On the other side of the Robidas trade is Dallas GM Jim Nill, who is in his first year behind the helm of the Stars. His squad has played extremely well of late and as of Tuesday afternoon occupied the second wild-card spot in the Western Conference.
A playoff spot is by no means secure, however, and Nill's decision to move Robidas, who can become an unrestricted free agent in July, suggests that as much as making the playoffs is a priority for Nill so, too, is making sure the team is well-positioned moving forward.
The Stars have missed the playoffs five straight seasons. In some of those seasons, the Stars have come achingly close to qualifying for the postseason, only to fall out of it in the final days of the regular season. In 2011, for instance, they lost their final regular-season game, which cost them a playoff berth. A year later, they slumped down the stretch and lost control of the Pacific Division and a playoff spot. In the lockout-shortened 2013 season, they were winless in their final five games of the season to see any shot at a postseason berth disappear.
Could the same thing happen this season?
Would Robidas have helped secure a postseason spot? Sure. But it seems clear Nill does not want to find himself on the outside of the playoff bubble and then watch as assets walk out the door.
Does this suggest then that Nill be looking to move Ray Whitney or Vernon Fiddler, both of whom can become unrestricted free agents this summer?

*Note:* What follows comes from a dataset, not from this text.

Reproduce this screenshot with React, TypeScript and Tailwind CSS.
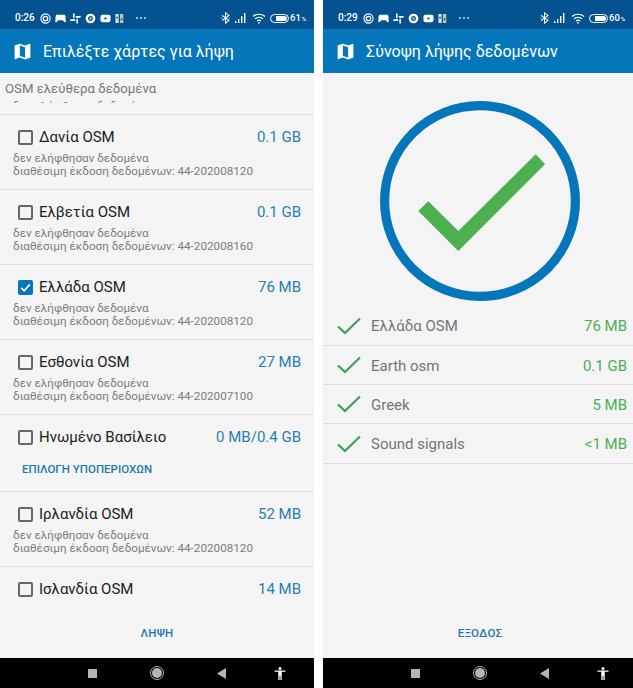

Perhaps, especially if Nill might be able to land a player with some term on his contract in exchange or in a separate deal.
Robidas was acquired from the Dallas Stars for a conditional fourth-round pick that could become a third-rounder if he plays in 50 percent of the team's playoff games and the Ducks reach the Western Conference finals.
The 37-year-old Robidas has played in 24 games for Dallas this season, posting five points (4-1-5). He has not appeared in a game since breaking his leg on Nov. 29 against Chicago. Robidas ranks seventh in team history with 704 games played spanning two stints with the club (2002-04, 2005-14).
"Stephane is the consummate professional," Stars general manager Jim Nill said. "He has set a great example for our young core, not only when he was playing, but in his recovery as well. We want to wish Stephane and his family the best and thank him for all that he's done in his time here."
The Ducks (43-14-5) sent Fasth to the Edmonton Oilers for a fifth-round pick in 2014 and a third-round pick in '15. The 31-year-old Fasth took the league by storm last season, when he went 15-6 with a 2.18 goals-against average. He has been limited to five games this season because of a lower-body injury, going 2-2-1 with a 2.95 GAA.